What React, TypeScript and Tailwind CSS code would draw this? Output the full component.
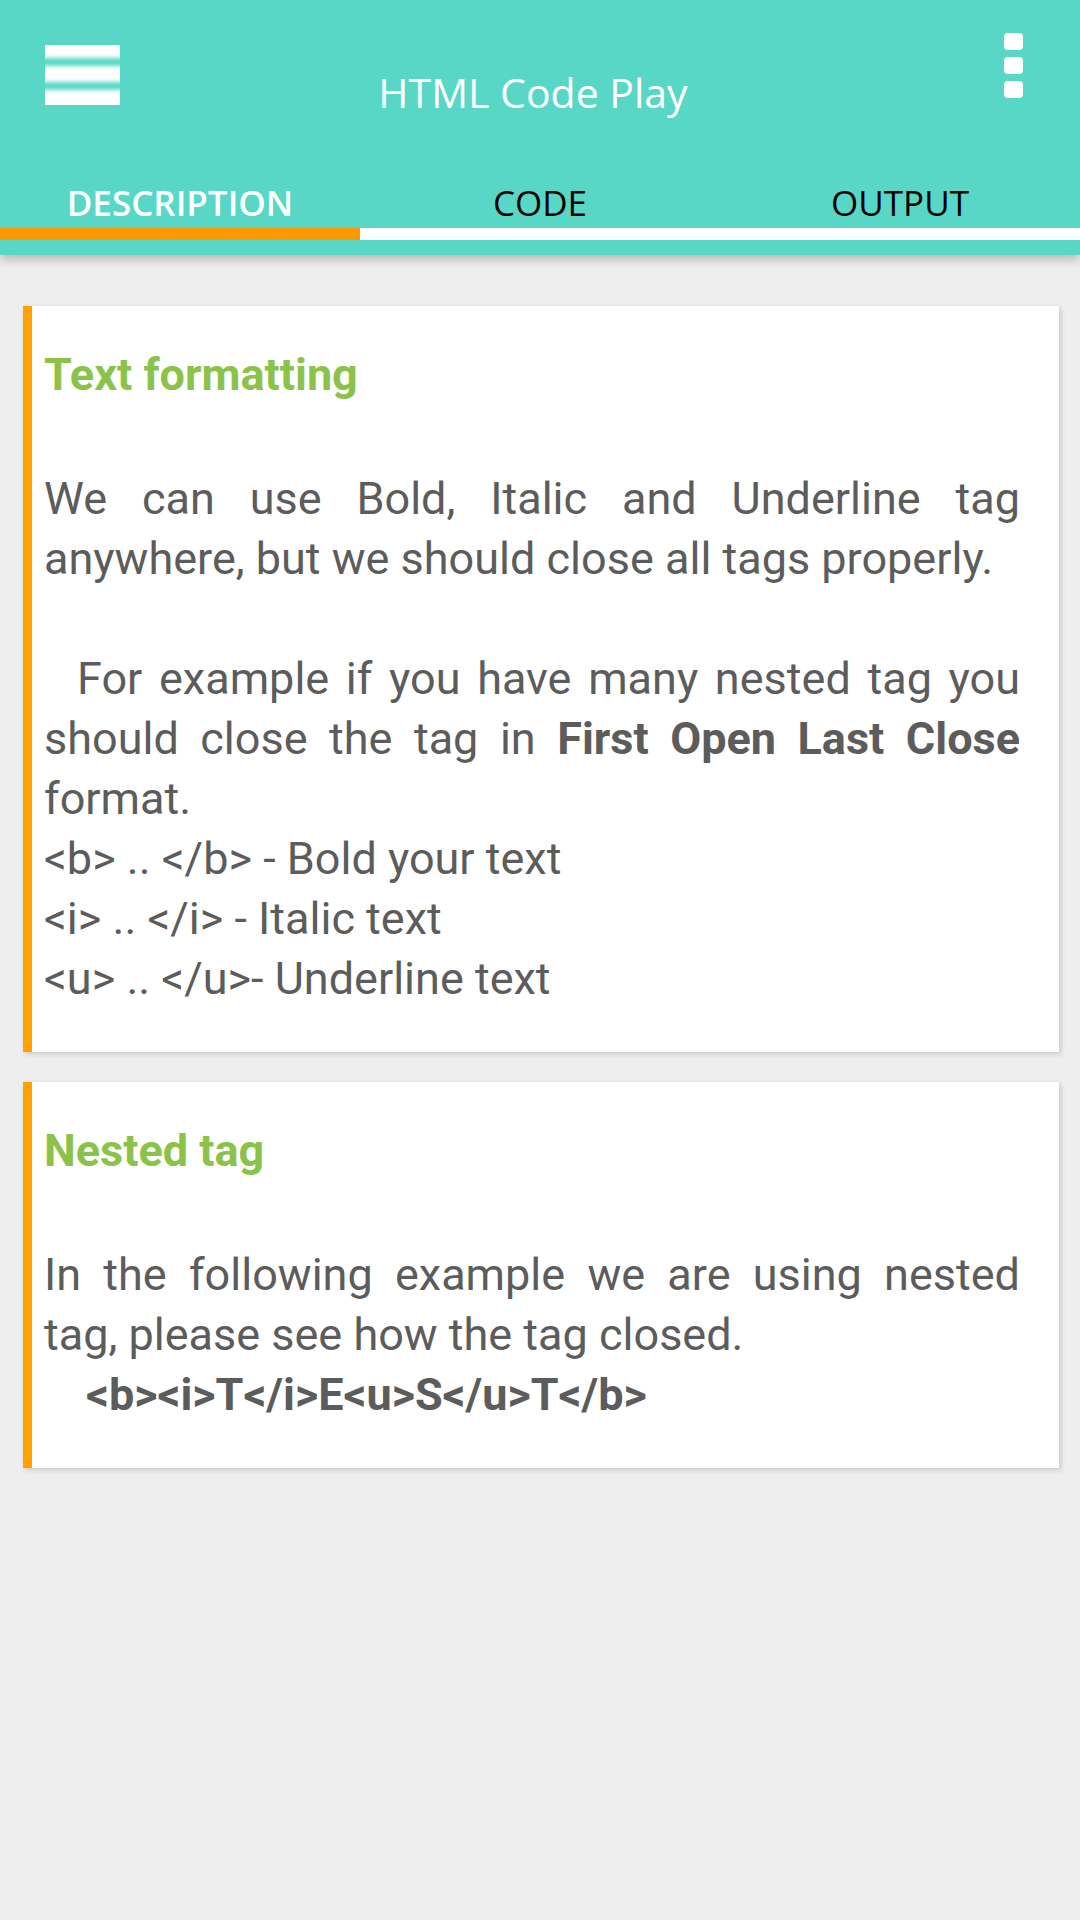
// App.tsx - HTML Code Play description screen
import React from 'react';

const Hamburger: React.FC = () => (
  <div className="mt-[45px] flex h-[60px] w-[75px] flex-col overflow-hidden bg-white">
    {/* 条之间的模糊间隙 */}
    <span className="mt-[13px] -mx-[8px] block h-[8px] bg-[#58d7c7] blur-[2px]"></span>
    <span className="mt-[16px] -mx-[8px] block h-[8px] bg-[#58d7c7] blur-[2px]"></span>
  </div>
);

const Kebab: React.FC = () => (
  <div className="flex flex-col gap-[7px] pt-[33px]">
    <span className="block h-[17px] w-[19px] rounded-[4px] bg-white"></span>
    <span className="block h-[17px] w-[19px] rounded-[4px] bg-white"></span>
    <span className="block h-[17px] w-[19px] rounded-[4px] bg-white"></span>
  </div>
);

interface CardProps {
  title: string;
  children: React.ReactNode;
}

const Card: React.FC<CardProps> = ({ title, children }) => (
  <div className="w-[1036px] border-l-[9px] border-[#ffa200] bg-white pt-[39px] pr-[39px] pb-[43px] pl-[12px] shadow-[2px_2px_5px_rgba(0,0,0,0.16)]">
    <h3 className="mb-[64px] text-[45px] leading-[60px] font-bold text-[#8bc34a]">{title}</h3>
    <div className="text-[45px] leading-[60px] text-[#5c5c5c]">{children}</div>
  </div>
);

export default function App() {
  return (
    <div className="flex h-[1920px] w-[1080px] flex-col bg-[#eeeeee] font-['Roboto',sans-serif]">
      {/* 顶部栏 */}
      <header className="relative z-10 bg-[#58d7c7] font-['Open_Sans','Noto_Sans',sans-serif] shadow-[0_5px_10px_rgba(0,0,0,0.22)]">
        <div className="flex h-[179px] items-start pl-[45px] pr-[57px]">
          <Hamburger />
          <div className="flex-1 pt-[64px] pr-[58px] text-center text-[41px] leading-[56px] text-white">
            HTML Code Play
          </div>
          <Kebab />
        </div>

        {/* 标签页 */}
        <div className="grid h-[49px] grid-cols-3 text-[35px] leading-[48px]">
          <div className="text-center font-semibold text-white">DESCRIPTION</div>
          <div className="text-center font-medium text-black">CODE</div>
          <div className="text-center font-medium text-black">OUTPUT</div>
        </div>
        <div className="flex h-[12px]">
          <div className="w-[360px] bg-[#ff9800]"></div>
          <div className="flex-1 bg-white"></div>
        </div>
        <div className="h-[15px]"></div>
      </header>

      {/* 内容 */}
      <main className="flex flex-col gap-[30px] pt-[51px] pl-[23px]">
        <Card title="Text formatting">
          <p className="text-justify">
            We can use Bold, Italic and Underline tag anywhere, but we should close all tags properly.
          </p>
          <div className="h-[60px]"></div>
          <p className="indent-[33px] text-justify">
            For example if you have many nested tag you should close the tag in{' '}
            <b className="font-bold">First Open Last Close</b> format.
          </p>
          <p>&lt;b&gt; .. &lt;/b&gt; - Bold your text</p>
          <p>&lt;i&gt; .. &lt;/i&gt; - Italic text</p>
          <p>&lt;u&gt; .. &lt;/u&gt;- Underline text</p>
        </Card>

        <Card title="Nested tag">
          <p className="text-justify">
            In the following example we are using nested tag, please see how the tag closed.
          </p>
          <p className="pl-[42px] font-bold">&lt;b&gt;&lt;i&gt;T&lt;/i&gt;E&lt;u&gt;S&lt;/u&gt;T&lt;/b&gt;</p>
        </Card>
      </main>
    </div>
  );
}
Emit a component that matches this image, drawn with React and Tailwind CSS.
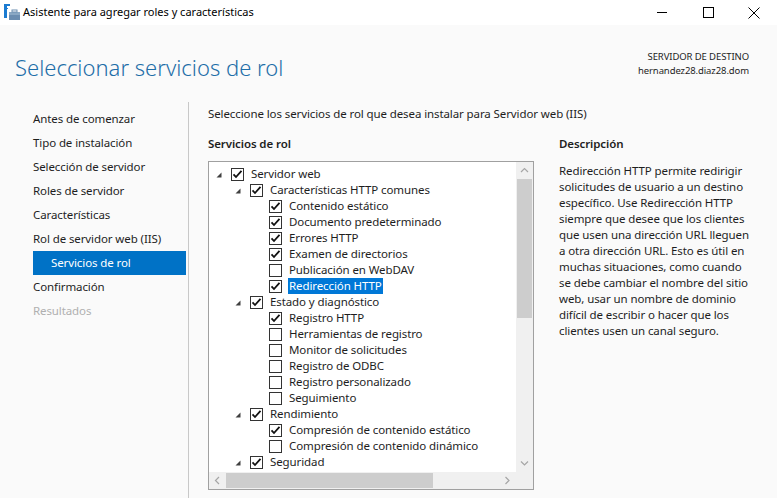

EXERCISE REQUIREMENTS.
Repeat the material above word for word, please, apart from its images.

EXPECTED ANSWER.
What React, TypeScript and Tailwind CSS code would draw this? Output the full component.
// App.tsx - HTML Code Play description screen
import React from 'react';

const Hamburger: React.FC = () => (
  <div className="mt-[45px] flex h-[60px] w-[75px] flex-col overflow-hidden bg-white">
    {/* 条之间的模糊间隙 */}
    <span className="mt-[13px] -mx-[8px] block h-[8px] bg-[#58d7c7] blur-[2px]"></span>
    <span className="mt-[16px] -mx-[8px] block h-[8px] bg-[#58d7c7] blur-[2px]"></span>
  </div>
);

const Kebab: React.FC = () => (
  <div className="flex flex-col gap-[7px] pt-[33px]">
    <span className="block h-[17px] w-[19px] rounded-[4px] bg-white"></span>
    <span className="block h-[17px] w-[19px] rounded-[4px] bg-white"></span>
    <span className="block h-[17px] w-[19px] rounded-[4px] bg-white"></span>
  </div>
);

interface CardProps {
  title: string;
  children: React.ReactNode;
}

const Card: React.FC<CardProps> = ({ title, children }) => (
  <div className="w-[1036px] border-l-[9px] border-[#ffa200] bg-white pt-[39px] pr-[39px] pb-[43px] pl-[12px] shadow-[2px_2px_5px_rgba(0,0,0,0.16)]">
    <h3 className="mb-[64px] text-[45px] leading-[60px] font-bold text-[#8bc34a]">{title}</h3>
    <div className="text-[45px] leading-[60px] text-[#5c5c5c]">{children}</div>
  </div>
);

export default function App() {
  return (
    <div className="flex h-[1920px] w-[1080px] flex-col bg-[#eeeeee] font-['Roboto',sans-serif]">
      {/* 顶部栏 */}
      <header className="relative z-10 bg-[#58d7c7] font-['Open_Sans','Noto_Sans',sans-serif] shadow-[0_5px_10px_rgba(0,0,0,0.22)]">
        <div className="flex h-[179px] items-start pl-[45px] pr-[57px]">
          <Hamburger />
          <div className="flex-1 pt-[64px] pr-[58px] text-center text-[41px] leading-[56px] text-white">
            HTML Code Play
          </div>
          <Kebab />
        </div>

        {/* 标签页 */}
        <div className="grid h-[49px] grid-cols-3 text-[35px] leading-[48px]">
          <div className="text-center font-semibold text-white">DESCRIPTION</div>
          <div className="text-center font-medium text-black">CODE</div>
          <div className="text-center font-medium text-black">OUTPUT</div>
        </div>
        <div className="flex h-[12px]">
          <div className="w-[360px] bg-[#ff9800]"></div>
          <div className="flex-1 bg-white"></div>
        </div>
        <div className="h-[15px]"></div>
      </header>

      {/* 内容 */}
      <main className="flex flex-col gap-[30px] pt-[51px] pl-[23px]">
        <Card title="Text formatting">
          <p className="text-justify">
            We can use Bold, Italic and Underline tag anywhere, but we should close all tags properly.
          </p>
          <div className="h-[60px]"></div>
          <p className="indent-[33px] text-justify">
            For example if you have many nested tag you should close the tag in{' '}
            <b className="font-bold">First Open Last Close</b> format.
          </p>
          <p>&lt;b&gt; .. &lt;/b&gt; - Bold your text</p>
          <p>&lt;i&gt; .. &lt;/i&gt; - Italic text</p>
          <p>&lt;u&gt; .. &lt;/u&gt;- Underline text</p>
        </Card>

        <Card title="Nested tag">
          <p className="text-justify">
            In the following example we are using nested tag, please see how the tag closed.
          </p>
          <p className="pl-[42px] font-bold">&lt;b&gt;&lt;i&gt;T&lt;/i&gt;E&lt;u&gt;S&lt;/u&gt;T&lt;/b&gt;</p>
        </Card>
      </main>
    </div>
  );
}
Emit a component that matches this image, drawn with React and Tailwind CSS.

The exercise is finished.